War Pindar Weinhändler bei denen die Neigungen zu solchen Superlativen ja verständlich und begreiflich sind? Gibt es nicht auch ganz anderen Neigungen, aus denen ganz andere Superlative hörbar werden?
„Sei gepriesen, mein Herr, durch unsere Schwester, das Wasser“ lese ich im Sonnengesang, diesem großen Hymnus des Francesco Poverello, „nützlich ist es sehr, voll Demut, köstlich und keusch.“ Lobten das Wasser so auch Lebewesen, die keinen Platz fanden in der Arche des Noah als die Wasser stiegen?(...)
Diese ungeheuerliche Masse molekularer Verbindung von Wasserstoff und
Sauerstoff macht Leben erst möglich: vereint mit der Wärme, der Kraft der strahlenden Sonne hoch oben, bildet es die Grundlage allen Lebens. Ist Inbegriff des Lebens schlechthin.
Deshalb ist bei Hildegard von Bingen, dieser Klosterfrau, die noch so viel des alten Wissens und Heilens in sich vereinigte, immer wieder die Rede von der viriditas – der Grünkraft der Sonne – und der humiditas – der Feuchtigkeit des Wassers – von zwei Kräften, also auch der Kraft der Sonne, die alles grünen lässt, steigen und fallen lässt, und der Wasserkraft, die alles dreht und wendet. Et – et, sowohl als auch.(...)
„Auf eins hin zusammensehen, sollten wir lernen.“ (Platon)
Auf diesen elementaren Zusammenhang, dieses Zusammenwirken von Höhe und Tiefe, verweist auch das Objekt, dem der 1. Preis zugesprochen wurde. Das Objekt ist ein kleiner schachtelförmiger, umgrenzter Raum. In seine Leere hängen mehrschichtige flächige Zeichnungen.

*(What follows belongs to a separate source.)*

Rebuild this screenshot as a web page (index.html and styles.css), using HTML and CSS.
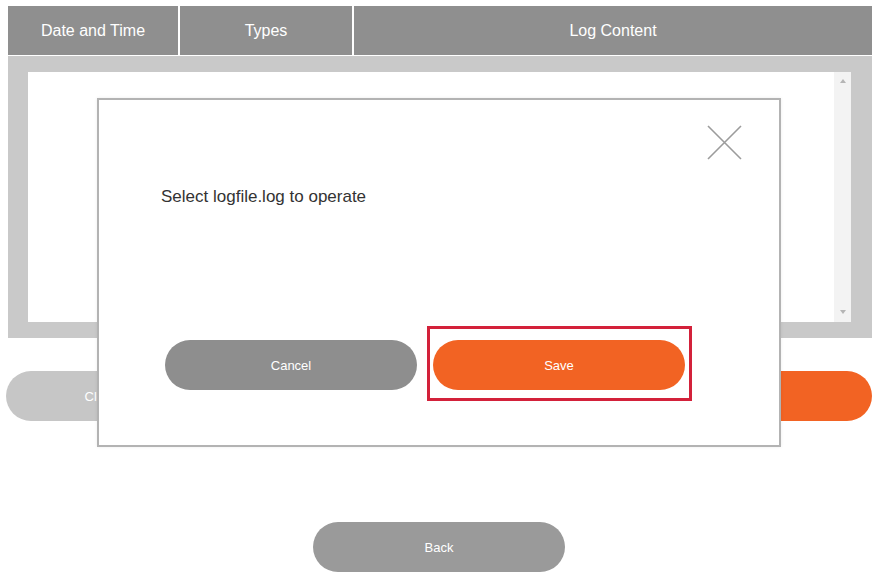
FILE: index.html
```html
<!DOCTYPE html>
<html lang="en">

<head>
    <meta charset="UTF-8">
    <meta name="viewport" content="width=device-width, initial-scale=1.0">
    <title>Log Files</title>
    <link rel="stylesheet" href="styles.css">
</head>

<body>
    <div class="page">
        <div class="log-head">
            <div class="head-cell">Date and Time</div>
            <div class="head-cell">Types</div>
            <div class="head-cell">Log Content</div>
        </div>

        <div class="log-panel">
            <div class="log-body">
                <div class="scroll-track">
                    <span class="arrow up"></span>
                    <span class="arrow down"></span>
                </div>
            </div>
        </div>

        <div class="actions">
            <button class="pill-button light">Clear Logs</button>
            <button class="pill-button orange">Export Logs</button>
        </div>

        <button class="pill-button back-button">Back</button>
    </div>

    <!-- save dialog -->
    <div class="dialog">
        <button class="close-button">
            <svg width="35" height="35" viewBox="0 0 35 35">
                <path d="M1 1 L34 34 M34 1 L1 34" stroke="#9c9c9c" stroke-width="1.6" fill="none" />
            </svg>
        </button>
        <p class="dialog-text">Select logfile.log to operate</p>
        <div class="dialog-actions">
            <button class="pill-button grey cancel-button">Cancel</button>
            <div class="highlight">
                <button class="pill-button orange">Save</button>
            </div>
        </div>
    </div>
</body>

</html>
```

FILE: styles.css
```css
body {
    font-family: "Liberation Sans", Arial, sans-serif;
    margin: 0;
    padding: 0;
    background-color: #fff;
}

.page {
    padding-top: 6px;
}

.log-head {
    display: grid;
    grid-template-columns: 170px 172px 1fr;
    gap: 2px;
    margin: 0 6px 0 8px;
}

.head-cell {
    background-color: #8f8f8f;
    color: #fff;
    font-size: 16px;
    height: 49px;
    line-height: 49px;
    text-align: center;
}

.log-panel {
    margin: 1px 6px 0 8px;
    padding: 16px 21px 16px 20px;
    background-color: #c9c9c9;
}

.log-body {
    height: 250px;
    background-color: #fff;
    display: flex;
    justify-content: flex-end;
}

.scroll-track {
    width: 17px;
    background-color: #f3f3f3;
    display: flex;
    flex-direction: column;
    justify-content: space-between;
    align-items: center;
    padding: 7px 0 8px;
}

.arrow {
    width: 0;
    height: 0;
    border-left: 3px solid transparent;
    border-right: 3px solid transparent;
}

.arrow.up {
    border-bottom: 4px solid #b5b5b5;
}

.arrow.down {
    border-top: 4px solid #b5b5b5;
}

.pill-button {
    display: block;
    height: 50px;
    width: 252px;
    border: none;
    border-radius: 25px;
    color: #fff;
    font-family: inherit;
    font-size: 13px;
    text-align: center;
    padding: 0;
}

.pill-button.grey {
    background-color: #8e8e8e;
}

.pill-button.light {
    background-color: #c6c6c6;
    width: 220px;
}

.pill-button.orange {
    background-color: #f26323;
}

.actions {
    display: flex;
    justify-content: space-between;
    margin: 33px 6px 0 6px;
}

.pill-button.back-button {
    margin: 101px auto 0;
    background-color: #9a9a9a;
}

.dialog {
    position: absolute;
    left: 97px;
    top: 98px;
    width: 684px;
    height: 349px;
    box-sizing: border-box;
    border: 2px solid #b3b3b3;
    background-color: #fff;
    padding: 87px 0 0 66px;
    box-shadow: 0 0 3px rgba(0, 0, 0, 0.08);
}

.close-button {
    position: absolute;
    top: 25px;
    left: 608px;
    width: 35px;
    height: 35px;
    padding: 0;
    border: none;
    background: none;
}

.close-button svg {
    display: block;
}

.dialog-text {
    margin: 0 0 0 -4px;
    font-size: 17px;
    line-height: 20px;
    color: #333;
}

.dialog-actions {
    display: flex;
    align-items: flex-start;
    gap: 10px;
    margin-top: 119px;
}

.cancel-button {
    margin-top: 14px;
}

.highlight {
    border: 3px solid #d3213a;
    padding: 11px 4px 8px 3px;
}
```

Ihnen beigegeben ist ein bergartiges Gebilde, das golden glänzt und reicht in die Höhe, verbindend so plastisches Volumen mit der Leere des Raumes; zwei Erscheinungsformen des Dreidimensionalen: ein Ganzes.

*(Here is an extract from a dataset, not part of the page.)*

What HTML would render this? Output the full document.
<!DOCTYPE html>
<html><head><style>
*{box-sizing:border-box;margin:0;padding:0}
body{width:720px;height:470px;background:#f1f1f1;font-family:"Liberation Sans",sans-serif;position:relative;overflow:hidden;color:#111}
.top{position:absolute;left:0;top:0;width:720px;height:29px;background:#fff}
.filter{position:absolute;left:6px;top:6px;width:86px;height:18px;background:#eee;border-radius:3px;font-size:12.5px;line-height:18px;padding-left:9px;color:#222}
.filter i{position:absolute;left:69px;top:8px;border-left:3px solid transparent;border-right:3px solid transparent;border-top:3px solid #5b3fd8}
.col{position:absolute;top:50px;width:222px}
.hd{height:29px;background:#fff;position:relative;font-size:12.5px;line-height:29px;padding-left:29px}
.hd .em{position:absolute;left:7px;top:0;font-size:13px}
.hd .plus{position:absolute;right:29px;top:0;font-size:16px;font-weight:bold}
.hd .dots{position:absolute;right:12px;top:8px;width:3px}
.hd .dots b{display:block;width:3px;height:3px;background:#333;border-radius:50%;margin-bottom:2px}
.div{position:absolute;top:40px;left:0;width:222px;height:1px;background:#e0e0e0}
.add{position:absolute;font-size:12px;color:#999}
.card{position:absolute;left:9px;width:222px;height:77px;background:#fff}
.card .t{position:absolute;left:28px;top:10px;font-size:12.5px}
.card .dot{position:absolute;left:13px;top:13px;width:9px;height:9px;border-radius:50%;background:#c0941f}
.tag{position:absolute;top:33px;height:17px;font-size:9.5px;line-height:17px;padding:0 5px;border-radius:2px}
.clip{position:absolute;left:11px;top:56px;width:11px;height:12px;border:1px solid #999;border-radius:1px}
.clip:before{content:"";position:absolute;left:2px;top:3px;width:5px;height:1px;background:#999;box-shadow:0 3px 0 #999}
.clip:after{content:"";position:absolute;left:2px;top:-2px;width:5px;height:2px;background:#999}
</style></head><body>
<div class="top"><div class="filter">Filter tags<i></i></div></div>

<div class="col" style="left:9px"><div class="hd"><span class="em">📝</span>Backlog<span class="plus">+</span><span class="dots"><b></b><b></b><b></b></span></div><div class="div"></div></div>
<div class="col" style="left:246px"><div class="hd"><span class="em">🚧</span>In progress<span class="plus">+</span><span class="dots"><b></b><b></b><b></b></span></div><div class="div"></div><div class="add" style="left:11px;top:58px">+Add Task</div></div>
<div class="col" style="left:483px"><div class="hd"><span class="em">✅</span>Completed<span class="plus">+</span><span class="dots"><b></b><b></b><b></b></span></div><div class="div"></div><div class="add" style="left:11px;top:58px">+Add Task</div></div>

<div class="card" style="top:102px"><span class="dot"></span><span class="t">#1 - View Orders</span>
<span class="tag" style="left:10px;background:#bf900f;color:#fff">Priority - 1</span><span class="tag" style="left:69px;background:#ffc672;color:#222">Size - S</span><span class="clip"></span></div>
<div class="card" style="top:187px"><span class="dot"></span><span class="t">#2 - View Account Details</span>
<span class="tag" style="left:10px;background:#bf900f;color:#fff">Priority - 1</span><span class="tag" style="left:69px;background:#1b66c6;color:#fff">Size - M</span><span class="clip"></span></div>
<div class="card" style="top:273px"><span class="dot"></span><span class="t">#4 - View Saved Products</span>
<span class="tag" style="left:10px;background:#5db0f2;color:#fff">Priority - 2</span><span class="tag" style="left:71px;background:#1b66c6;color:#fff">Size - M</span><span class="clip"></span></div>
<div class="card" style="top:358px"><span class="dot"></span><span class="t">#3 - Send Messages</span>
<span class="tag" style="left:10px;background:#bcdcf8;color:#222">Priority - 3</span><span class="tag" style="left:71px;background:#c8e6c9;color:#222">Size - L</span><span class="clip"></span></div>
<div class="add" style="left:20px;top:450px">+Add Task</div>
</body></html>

Das Ganze in seiner Gegensätzlichkeit: das Wasser – Inbegriff des Lebendigen – und die Bergwelt: begreiflich, erstarrt, fest, hart – Inbegriff des Festen, Unwandelbaren, Starren, Starken, des Bestehenden, der unerschütterlichen Beständigkeit; massiv, trocken, vertrocknet und alt geworden: brüchig, zerbrechlich, zerbrochen an der Härte und Starrheit – wie die Skelette, Gerippe, Schädel und Knochen von Menschen als Überreste zerbrechlicher Wesen.
Verankert in der Tiefe lasten die Berge auf dem Boden, schroff ragen sie auf zum Himmel, zum Licht, ruhen in sich, schweigend, bergen etwas in sich, etwas Verborgenes, Verschlossenes, Unbekanntes, Geheimnisvolles, das manchmal ans Licht kommt wie, schlussendlich, die Wahrheit.

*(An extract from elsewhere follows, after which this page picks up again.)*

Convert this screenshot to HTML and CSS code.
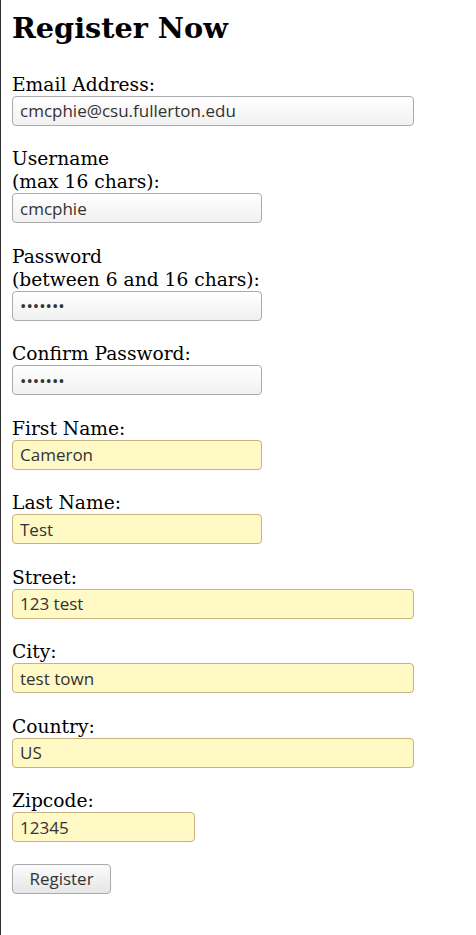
FILE: index.html
```html
<!DOCTYPE html>
<html>
<head>
<meta charset="utf-8">
<title>Register Now</title>
<link rel="stylesheet" href="styles.css">
</head>
<body>
<div class="page">
  <h1 class="title">Register Now</h1>
  <form class="form">
    <div class="field">
      <label class="label">Email Address:</label>
      <input class="input input-wide" type="text" value="cmcphie@csu.fullerton.edu">
    </div>
    <div class="field">
      <label class="label">Username<br>(max 16 chars):</label>
      <input class="input input-mid" type="text" value="cmcphie">
    </div>
    <div class="field">
      <label class="label">Password<br>(between 6 and 16 chars):</label>
      <input class="input input-mid" type="password" value="1234567">
    </div>
    <div class="field">
      <label class="label">Confirm Password:</label>
      <input class="input input-mid" type="password" value="1234567">
    </div>
    <div class="field">
      <label class="label">First Name:</label>
      <input class="input input-mid filled" type="text" value="Cameron">
    </div>
    <div class="field">
      <label class="label">Last Name:</label>
      <input class="input input-mid filled" type="text" value="Test">
    </div>
    <div class="field">
      <label class="label">Street:</label>
      <input class="input input-wide filled" type="text" value="123 test">
    </div>
    <div class="field">
      <label class="label">City:</label>
      <input class="input input-wide filled" type="text" value="test town">
    </div>
    <div class="field">
      <label class="label">Country:</label>
      <input class="input input-wide filled" type="text" value="US">
    </div>
    <div class="field">
      <label class="label">Zipcode:</label>
      <input class="input input-short filled" type="text" value="12345">
    </div>
    <div class="actions">
      <button class="button" type="button">Register</button>
    </div>
  </form>
</div>
</body>
</html>
```
FILE: styles.css
```css
html, body {
  margin: 0;
  padding: 0;
  background: #ffffff;
}
.page {
  box-sizing: border-box;
  min-height: 100vh;
  border-left: 1px solid #2e2e2e;
  padding: 12px 0 0 11px;
  font-family: "DejaVu Serif", serif;
  color: #000;
}
.title {
  margin: 0;
  font-size: 28.7px;
  font-weight: bold;
  line-height: 33px;
}
.form {
  display: flex;
  flex-direction: column;
  margin-top: 27.5px;
}
.field {
  display: flex;
  flex-direction: column;
  align-items: flex-start;
  margin-bottom: 21.5px;
}
.label {
  font-size: 18.67px;
  line-height: 23px;
}
.input {
  box-sizing: border-box;
  height: 30px;
  margin: 0;
  padding: 0 7px;
  border: 1px solid #ababab;
  border-radius: 4px;
  background: linear-gradient(#ffffff, #f1f1f1);
  font-family: "Open Sans", "DejaVu Sans", sans-serif;
  font-size: 17px;
  color: #333;
  outline: none;
}
.input-wide { width: 402px; }
.input-mid { width: 250px; }
.input-short { width: 183px; }
.filled {
  background: #fff9c6;
  border-color: #c8b27e;
}
.actions {
  display: flex;
}
.button {
  box-sizing: border-box;
  width: 99px;
  height: 30px;
  margin: 0;
  padding: 0;
  border: 1px solid #aaaaaa;
  border-radius: 4px;
  background: linear-gradient(#fbfbfb, #e6e6e6);
  font-family: "Open Sans", "DejaVu Sans", sans-serif;
  font-size: 17px;
  color: #333;
}
```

Deshalb nannten die Griechen das Finden von etwas Wahrem: das Entbergen des Verborgenen: „Drei Tonnen taubes Gestein und drei Gramm Uran“, schrieb einer, der es wusste, ein Literat, Wladimir Majakowskij, mit Namen. (...)
Die Bildwerke, über die ich direkt und indirekt gesprochen habe, sind Versuche, einem sehr komplexen Ganzen auf den Grund zu gehen. Sie enthalten nur Aussagen ganz allgemeiner Art. Fern der Egomanie und dem Eurozentrismus sind es sachliche Aufzeichnungen elementarer Sachverhalte.